Iris' Story

Iris Murray walking with walker in therapy.

Iris Murray, age 49, has one daughter, lives in Slidell and works as the general manager of a Holiday Inn Express. She’s struggled with health issues for the last few years, including contracting COVID-19 three times and being diagnosed with Necrotizing Autoimmune Myositis (NAM) which is an autoimmune disorder that causes muscle weakness. Her muscle weakness caused her to rely on a walker to help prevent falls.

Iris was receiving care from home health when it was determined that she would benefit from physical and occupational therapy rehabilitation. Her home health care nurses recommended Northshore Rehabilitation Hospital.  

Upon arrival, Iris was experiencing severe muscle weakness and was unable to complete any self-care or walk independently. She set two therapy goals: to be self-sufficient in her activities of daily living and to be able to stand with the assistance of a walker.

Iris’ physical therapy included working with a safety harness to walk and exercising with a stationary bike, parallel bars and a stepper machine. She also utilized weights and did chair push-ups to strengthen her muscles. 

In occupational therapy, Iris learned new techniques for self-care and worked on stretching exercises to extend her reach and ability to complete activities of daily living such as dressing. Iris also worked with therapy bands and used an arm bike to further build strength in her upper body. 

At first, Iris felt frustrated with her progress even though her family was encouraging her every step of the way. Her turning point was when she was able to transfer from her chair using a transfer board, and she said that her family’s support helped her immensely. 

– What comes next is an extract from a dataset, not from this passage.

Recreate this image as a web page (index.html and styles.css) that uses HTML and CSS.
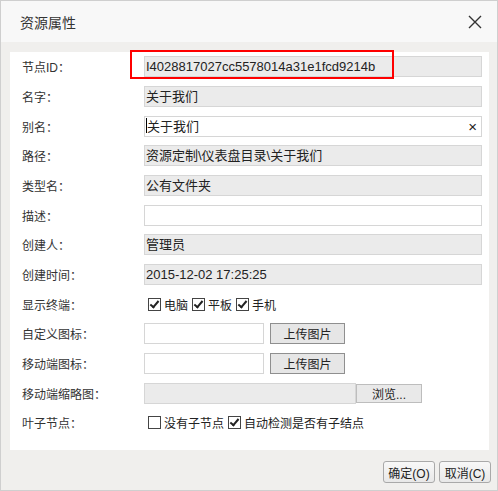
FILE: index.html
```html
<!DOCTYPE html>
<html lang="zh-CN">
<head>
    <meta charset="UTF-8">
    <meta name="viewport" content="width=device-width, initial-scale=1.0">
    <title>资源属性</title>
    <link rel="stylesheet" href="styles.css">
</head>
<body>
    <div class="dialog">
        <div class="dialog-header">
            <span class="dialog-title">资源属性</span>
            <svg class="close-icon" width="14" height="14" viewBox="0 0 14 14">
                <path d="M1 1 L13 13 M13 1 L1 13" stroke="#333" stroke-width="1.4" fill="none"/>
            </svg>
        </div>

        <div class="dialog-body">
            <div class="row">
                <label>节点ID：</label>
                <div class="field readonly">I4028817027cc5578014a31e1fcd9214b</div>
            </div>
            <div class="row">
                <label>名字：</label>
                <div class="field readonly">关于我们</div>
            </div>
            <div class="row">
                <label>别名：</label>
                <div class="field editable"><span class="caret"></span>关于我们<span class="clear">×</span></div>
            </div>
            <div class="row">
                <label>路径：</label>
                <div class="field readonly">资源定制\仪表盘目录\关于我们</div>
            </div>
            <div class="row">
                <label>类型名：</label>
                <div class="field readonly">公有文件夹</div>
            </div>
            <div class="row">
                <label>描述：</label>
                <div class="field editable"></div>
            </div>
            <div class="row">
                <label>创建人：</label>
                <div class="field readonly">管理员</div>
            </div>
            <div class="row">
                <label>创建时间：</label>
                <div class="field readonly">2015-12-02 17:25:25</div>
            </div>
            <div class="row">
                <label>显示终端：</label>
                <div class="checks">
                    <span class="check checked"></span><span class="check-text">电脑</span>
                    <span class="check checked"></span><span class="check-text">平板</span>
                    <span class="check checked"></span><span class="check-text">手机</span>
                </div>
            </div>
            <div class="row">
                <label>自定义图标：</label>
                <div class="field editable short"></div>
                <button class="btn-upload">上传图片</button>
            </div>
            <div class="row">
                <label>移动端图标：</label>
                <div class="field editable short"></div>
                <button class="btn-upload">上传图片</button>
            </div>
            <div class="row">
                <label>移动端缩略图：</label>
                <div class="field readonly thumb"></div>
                <button class="btn-browse">浏览...</button>
            </div>
            <div class="row">
                <label>叶子节点：</label>
                <div class="checks">
                    <span class="check"></span><span class="check-text">没有子节点</span>
                    <span class="check checked"></span><span class="check-text">自动检测是否有子结点</span>
                </div>
            </div>
        </div>

        <div class="dialog-footer">
            <button class="btn">确定(O)</button>
            <button class="btn">取消(C)</button>
        </div>

        <div class="highlight"></div>
    </div>
</body>
</html>
```

FILE: styles.css
```css
body {
    margin: 0;
    font-family: "Liberation Sans", "Noto Sans CJK SC", sans-serif;
    color: #333;
}

.dialog {
    position: relative;
    width: 498px;
    height: 491px;
    box-sizing: border-box;
    border: 1px solid #cfcfcf;
    background: #f0efed;
}

.dialog-header {
    height: 41px;
    background: #f8f8f8;
    display: flex;
    align-items: center;
    justify-content: space-between;
    padding: 0 15px 0 19px;
}

.dialog-title {
    font-size: 14px;
    color: #333;
}

.close-icon {
    display: block;
}

.dialog-body {
    margin: 10px 8px 0 9px;
    height: 398px;
    background: #fff;
    padding: 0 7px 0 12px;
    box-sizing: border-box;
}

.row {
    height: 29.67px;
    display: flex;
    align-items: center;
}

.row label {
    width: 122px;
    flex-shrink: 0;
    font-size: 12px;
    color: #333;
}

.field {
    flex: 1;
    height: 21px;
    box-sizing: border-box;
    border: 1px solid #d6d6d6;
    font-size: 13px;
    line-height: 19px;
    padding-left: 1px;
    color: #222;
    position: relative;
    white-space: nowrap;
}

.readonly {
    background: #ebebeb;
}

.editable {
    background: #fff;
}

.caret {
    display: inline-block;
    width: 1px;
    height: 15px;
    background: #000;
    vertical-align: -2px;
}

.clear {
    position: absolute;
    right: 4px;
    top: 0;
    font-size: 15px;
    color: #222;
}

.field.short {
    flex: none;
    width: 120px;
}

.field.thumb {
    flex: none;
    width: 212px;
}

.btn-upload {
    margin-left: 6px;
    width: 75px;
    height: 21px;
    border: 1px solid #8f8f8f;
    background: #e6e6e6;
    font-family: inherit;
    font-size: 12px;
    color: #222;
    padding: 0;
}

.btn-browse {
    width: 66px;
    height: 19px;
    border: 1px solid #bdbdbd;
    background: #e9e9e9;
    font-family: inherit;
    font-size: 12px;
    color: #222;
    padding: 0;
}

.checks {
    display: flex;
    align-items: center;
    padding-left: 4px;
    font-size: 12px;
    color: #222;
}

.check {
    width: 11px;
    height: 11px;
    border: 1px solid #444;
    background: #fff;
    margin-right: 3px;
    position: relative;
}

.check.checked:after {
    content: "";
    position: absolute;
    left: 3px;
    top: 0;
    width: 3px;
    height: 7px;
    border: solid #222;
    border-width: 0 2px 2px 0;
    transform: rotate(40deg);
}

.check-text {
    margin-right: 4px;
}

.dialog-footer {
    display: flex;
    justify-content: flex-end;
    gap: 4px;
    padding: 11px 6px 0 0;
}

.btn {
    width: 52px;
    height: 22px;
    padding: 0;
    border: 1px solid #a9a9a9;
    border-radius: 3px;
    background: linear-gradient(#f8f8f8, #e8e8e8);
    font-family: inherit;
    font-size: 12px;
    color: #222;
}

.highlight {
    position: absolute;
    left: 129px;
    top: 49px;
    width: 264px;
    height: 29px;
    border: 2px solid #f00;
    box-sizing: border-box;
}
```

After 26 days at Northshore Rehabilitation Hospital, Iris went home. She can now walk with a walker for about 30 feet and independently complete most self-care such as showering and dressing.  
When asked about her experience at the hospital, Iris stated, “It was very productive and I am glad that I chose Northshore Rehabilitation Hospital.” She added, “I learned that I have to think outside of the box and find new ways of making things work.”

Iris’ recovery continues with outpatient therapy. For others on a health recovery journey, she advises, “Find ways to make it work. Just complete your daily goals and give it your all.”